3
votes

could someone explain me how to scrape content from <td> tags where the <th> has content value (actually in this case I need content of <b> tag for matching operation) "Row1 title", but without scraping <th> tag (or any of its content) in process? Here is my test HTML:

<table class="table_class"> 
                    <tbody> 
                       <tr> 
                         <th>
                           <b>
                              Row1 title
                           </b>
                         </th> 
                         <td>2.660.784</td> 
                         <td>2.944.552</td> 
                         <td>Correct, has 3 td elements</td> 
                       </tr> 
                       <tr> 
                         <th>                                
                              Row2 title                                
                          </th> 
                         <td>2.660.784</td> 
                         <td>2.944.552</td> 
                         <td>Correct, has 3 td elements</td> 
                       </tr> 
                    </tbody>
</table>

Data which I want to extract should come from these tags:

                     <td>2.660.784</td> 
                     <td>2.944.552</td> 
                     <td>Correct, has 3 td elements</td> 

I have managed to create function which returns entire content of the table, but I would like to exclude the <th> node from result, and to return only data from <td> nodes, which content I can use for further parsing. Can anyone help me with this?

1

1 Answers

2
votes

With enlive something like this

(ns tutorial.so-scrape
  (:require [net.cgrand.enlive-html :as html])

(defn parse-tds [url] 
 (html/select (html/html-resource (java.net.URL. url)) [:table :td])) 
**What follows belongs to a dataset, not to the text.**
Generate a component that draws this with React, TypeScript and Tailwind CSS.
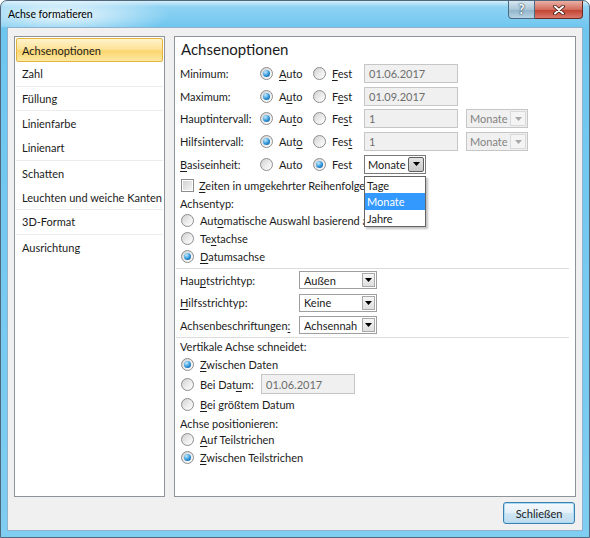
import React from "react";

const M = ({ t, i }: { t: string; i?: number }) => {
  if (i === undefined) return <span className="whitespace-nowrap">{t}</span>;
  return (
    <span className="whitespace-nowrap">
      {t.slice(0, i)}
      <span className="underline underline-offset-[2px]">{t[i]}</span>
      {t.slice(i + 1)}
    </span>
  );
};

const Radio = ({ checked }: { checked?: boolean }) => (
  <span className="inline-flex h-[13px] w-[13px] shrink-0 items-center justify-center rounded-full border border-[#8d8d8d] bg-[linear-gradient(135deg,#cfcfcf,#ededed_55%,#ffffff)]">
    {checked && (
      <span className="h-[7px] w-[7px] rounded-full bg-[radial-gradient(circle_at_35%_30%,#c4ecff,#2c93d8_55%,#0b4a85)]" />
    )}
  </span>
);

const Checkbox = () => (
  <span className="inline-flex h-[13px] w-[13px] shrink-0 items-center justify-center border border-[#8d8d8d] bg-white">
    <span className="h-[9px] w-[9px] bg-[linear-gradient(135deg,#d2d2d2,#f4f4f4)]" />
  </span>
);

const Arrow = ({ color = "#000" }: { color?: string }) => (
  <svg width="7" height="4" viewBox="0 0 7 4">
    <path d="M0 0h7L3.5 4z" fill={color} />
  </svg>
);

const TextBox = ({ value, className }: { value: string; className: string }) => (
  <div
    className={`flex h-[19px] items-center border border-[#c6c6c6] bg-[#f0f0f0] pl-[4px] text-[#6d6d6d] ${className}`}
  >
    {value}
  </div>
);

const DisabledCombo = () => (
  <div className="flex h-[19px] w-[62px] items-center border border-[#c6c6c6] bg-[#f0f0f0] pl-[3px] text-[#838383]">
    <span className="flex-1">Monate</span>
    <span className="mr-[1px] flex h-[15px] w-[16px] items-center justify-center border border-[#d9d9d9] bg-[#f4f4f4]">
      <Arrow color="#a8a8a8" />
    </span>
  </div>
);

const Combo = ({ value }: { value: string }) => (
  <div className="flex h-[18px] w-[78px] items-center border border-[#9f9f9f] bg-white pl-[4px]">
    <span className="flex-1 overflow-hidden whitespace-nowrap">{value}</span>
    <span className="mr-[1px] flex h-[14px] w-[13px] shrink-0 items-center justify-center border border-[#a9a9a9] bg-[linear-gradient(to_bottom,#f6f6f6,#dedede)]">
      <Arrow />
    </span>
  </div>
);

const AutoFestRow = ({
  label,
  autoU,
  festU,
  value,
  combo,
}: {
  label: string;
  autoU?: number;
  festU?: number;
  value?: string;
  combo?: React.ReactNode;
}) => (
  <div className="flex h-[22.75px] items-center">
    <span className="w-[80px] whitespace-nowrap">{label}</span>
    <span className="flex w-[53px] items-center gap-[6px]">
      <Radio checked />
      <M t="Auto" i={autoU} />
    </span>
    <span className="flex w-[51px] items-center gap-[6px]">
      <Radio />
      <M t="Fest" i={festU} />
    </span>
    {value !== undefined && <TextBox value={value} className="w-[94px]" />}
    {combo}
  </div>
);

const OptRow = ({
  checked,
  children,
  h,
}: {
  checked?: boolean;
  children: React.ReactNode;
  h: string;
}) => (
  <div className={`flex items-center gap-[6px] pl-[1px] ${h}`}>
    <Radio checked={checked} />
    {children}
  </div>
);

const navItems = [
  { label: "Achsenoptionen", sep: false },
  { label: "Zahl", sep: true },
  { label: "Füllung", sep: true },
  { label: "Linienfarbe", sep: false },
  { label: "Linienart", sep: true },
  { label: "Schatten", sep: false },
  { label: "Leuchten und weiche Kanten", sep: true },
  { label: "3D-Format", sep: true },
  { label: "Ausrichtung", sep: false },
];

export default function App() {
  return (
    <div className="flex h-[538px] w-[590px] flex-col overflow-hidden rounded-t-[7px] border border-[#51687c] bg-[linear-gradient(to_bottom,#d4eefa,#8ed2f3_6px,#6ec6ef_28px,#7fcdf1)] font-['Lato','Noto_Sans',sans-serif] text-[11px] leading-none text-[#1b1b1b]">
      {/* title bar */}
      <div className="flex h-[26px] items-start justify-between bg-[radial-gradient(ellipse_110px_22px_at_60px_14px,rgba(255,255,255,0.85),rgba(255,255,255,0))]">
        <span className="pl-[7px] pt-[8px] text-[10.5px] text-black">Achse formatieren</span>
        <div className="mr-[6px] flex">
          <div className="flex h-[18px] w-[27px] items-center justify-center rounded-bl-[4px] border border-t-0 border-[#4a6a82] bg-[linear-gradient(to_bottom,#d7e7f1,#a9c6d8_50%,#8fb3c9_51%,#b8d3e3)] text-[13px] font-bold text-white [text-shadow:0_0_2px_#1f3b52,0_0_1px_#1f3b52]">
            ?
          </div>
          <div className="flex h-[18px] w-[48px] items-center justify-center rounded-br-[4px] border border-l-0 border-t-0 border-[#6b2a22] bg-[linear-gradient(to_bottom,#eab0a4,#d26d5e_50%,#c0412f_51%,#d9786a)]">
            <svg width="12" height="10" viewBox="0 0 12 10">
              <path d="M2 1.5l8 7M10 1.5l-8 7" stroke="#3b1610" strokeWidth="3.6" strokeLinecap="round" />
              <path d="M2 1.5l8 7M10 1.5l-8 7" stroke="#fff" strokeWidth="2" strokeLinecap="round" />
            </svg>
          </div>
        </div>
      </div>

      {/* client */}
      <div className="mx-[6px] flex h-[504px] flex-col border border-[#8fb3cf] bg-[#f0f0f0] px-[6px] pt-[8px]">
        <div className="flex gap-[9px]">
          {/* nav */}
          <div className="h-[461px] w-[151px] border border-[#8e9399] bg-white px-[1px] pt-[1px]">
            {navItems.map((it, idx) =>
              idx === 0 ? (
                <div
                  key={it.label}
                  className="flex h-[24px] items-center rounded-[2px] border border-[#e3b53e] bg-[linear-gradient(to_bottom,#fff3cc,#fde39a_45%,#fcd66f_55%,#fde8a4)] pl-[5px]"
                >
                  {it.label}
                </div>
              ) : (
                <div
                  key={it.label}
                  className={`flex h-[24.7px] items-center whitespace-nowrap pl-[6px] ${it.sep ? "border-b border-[#ececec]" : ""}`}
                >
                  {it.label}
                </div>
              )
            )}
          </div>

          {/* options */}
          <div className="h-[461px] w-[402px] border border-[#8e9399] bg-white pl-[5px]">
            <div className="flex h-[25px] items-center pl-[1px] text-[15px]">Achsenoptionen</div>
            <AutoFestRow label="Minimum:" autoU={0} festU={0} value="01.06.2017" />
            <AutoFestRow label="Maximum:" autoU={1} festU={1} value="01.09.2017" />
            <AutoFestRow
              label="Hauptintervall:"
              autoU={2}
              festU={2}
              value="1"
              combo={
                <span className="ml-[8px]">
                  <DisabledCombo />
                </span>
              }
            />
            <AutoFestRow
              label="Hilfsintervall:"
              autoU={3}
              festU={3}
              value="1"
              combo={
                <span className="ml-[8px]">
                  <DisabledCombo />
                </span>
              }
            />
            <div className="flex h-[22.75px] items-center">
              <span className="w-[80px]">
                <M t="Basiseinheit:" i={0} />
              </span>
              <span className="flex w-[53px] items-center gap-[6px]">
                <Radio />
                Auto
              </span>
              <span className="flex w-[51px] items-center gap-[6px]">
                <Radio checked />
                Fest
              </span>
              <div className="relative">
                <div className="flex h-[19px] w-[62px] items-center border border-[#7a7a7a] bg-white pl-[3px]">
                  <span className="flex-1">Monate</span>
                  <span className="mr-[1px] flex h-[15px] w-[16px] items-center justify-center rounded-[2px] border border-[#5e5e5e] bg-[linear-gradient(to_bottom,#e4e4e4,#c9c9c9)]">
                    <Arrow />
                  </span>
                </div>
                <div className="absolute left-0 top-[21px] z-10 w-[62px] border border-[#646464] bg-white shadow-[2px_2px_2px_rgba(0,0,0,0.25)]">
                  <div className="flex h-[16.5px] items-center pl-[2px]">Tage</div>
                  <div className="flex h-[16.5px] items-center bg-[#3399ff] pl-[2px] text-white">Monate</div>
                  <div className="flex h-[16.5px] items-center pl-[2px]">Jahre</div>
                </div>
              </div>
            </div>

            <div className="flex h-[20px] items-center gap-[5px] pl-[1px]">
              <Checkbox />
              <M t="Zeiten in umgekehrter Reihenfolge" i={0} />
            </div>
            <div className="flex h-[15.5px] items-center">Achsentyp:</div>
            <OptRow h="h-[18.3px]">
              <M t="Automatische Auswahl basierend auf Daten" i={3} />
            </OptRow>
            <OptRow h="h-[18.3px]">
              <M t="Textachse" i={2} />
            </OptRow>
            <OptRow checked h="h-[18.3px]">
              <M t="Datumsachse" i={0} />
            </OptRow>

            <div className="ml-[-4px] mr-[6px] mt-[2px] h-px bg-[#dcdcdc]" />

            <div className="flex h-[22.5px] items-center">
              <span className="w-[119px]">
                <M t="Hauptstrichtyp:" i={3} />
              </span>
              <Combo value="Außen" />
            </div>
            <div className="flex h-[22.5px] items-center">
              <span className="w-[119px]">
                <M t="Hilfsstrichtyp:" i={0} />
              </span>
              <Combo value="Keine" />
            </div>
            <div className="flex h-[22.5px] items-center">
              <span className="w-[119px]">
                <M t="Achsenbeschriftungen:" i={20} />
              </span>
              <Combo value="Achsennah" />
            </div>

            <div className="ml-[-4px] mr-[6px] h-px bg-[#dcdcdc]" />

            <div className="flex h-[18px] items-center">Vertikale Achse schneidet:</div>
            <OptRow checked h="h-[18px]">
              <M t="Zwischen Daten" i={0} />
            </OptRow>
            <div className="flex h-[21px] items-center pl-[1px]">
              <span className="flex w-[80px] items-center gap-[6px]">
                <Radio />
                <M t="Bei Datum:" i={7} />
              </span>
              <TextBox value="01.06.2017" className="h-[20px] w-[94px]" />
            </div>
            <OptRow h="h-[20px]">
              <M t="Bei größtem Datum" i={0} />
            </OptRow>
            <div className="flex h-[17px] items-center">Achse positionieren:</div>
            <OptRow h="h-[16px]">
              <M t="Auf Teilstrichen" i={0} />
            </OptRow>
            <OptRow checked h="h-[19px]">
              <M t="Zwischen Teilstrichen" i={0} />
            </OptRow>
          </div>
        </div>

        <div className="mt-[5px] flex justify-end pr-[1px]">
          <div className="flex h-[22px] w-[72px] items-center justify-center rounded-[3px] border border-[#3c7fb1] bg-[linear-gradient(to_bottom,#f4f9fc,#e3f0f8_50%,#cfe6f4_51%,#bfdcef)] shadow-[inset_0_0_0_1px_#a8dcf5]">
            Schließen
          </div>
        </div>
      </div>
    </div>
  );
}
should give you a sequence of all the td nodes, something of the form {:tag :td :attrs {...} :content (...)}. I am not aware that enlive gives you the possibility to get the content of those nodes directly. I could be wrong.

You could then extract the content of the sequence for something along the lines of
(for [line ws-content] (apply str (:content line)))

In regard to the question you posted yesterday (I am assuming you are still working with that page) - the solution I gave there was a little complex - but its also flexible. For example if you change the tag-type function like this

(defn tag-type [node]
  (case (:tag node) 
   :td    ::TerminalNode
   ::IgnoreNode)

(change the return value of all nodes to ::IgnoreNode except for :td then it just gives you a sequence of the content of the :tds which is probably close to what you want. Let me know if you need more help.

EDIT (in reply to comments below) I don't think selecting nodes based on their :content is possible with enlive alone - but you can certainly do so with Clojure.

for example you could do something like

(for [line ws-content :when (re-find (re-pattern "WHAT YOU WANT TO MATCH") (:content line))]
  (:content line))

could work. (you might have to tweak the (:content line) form a little..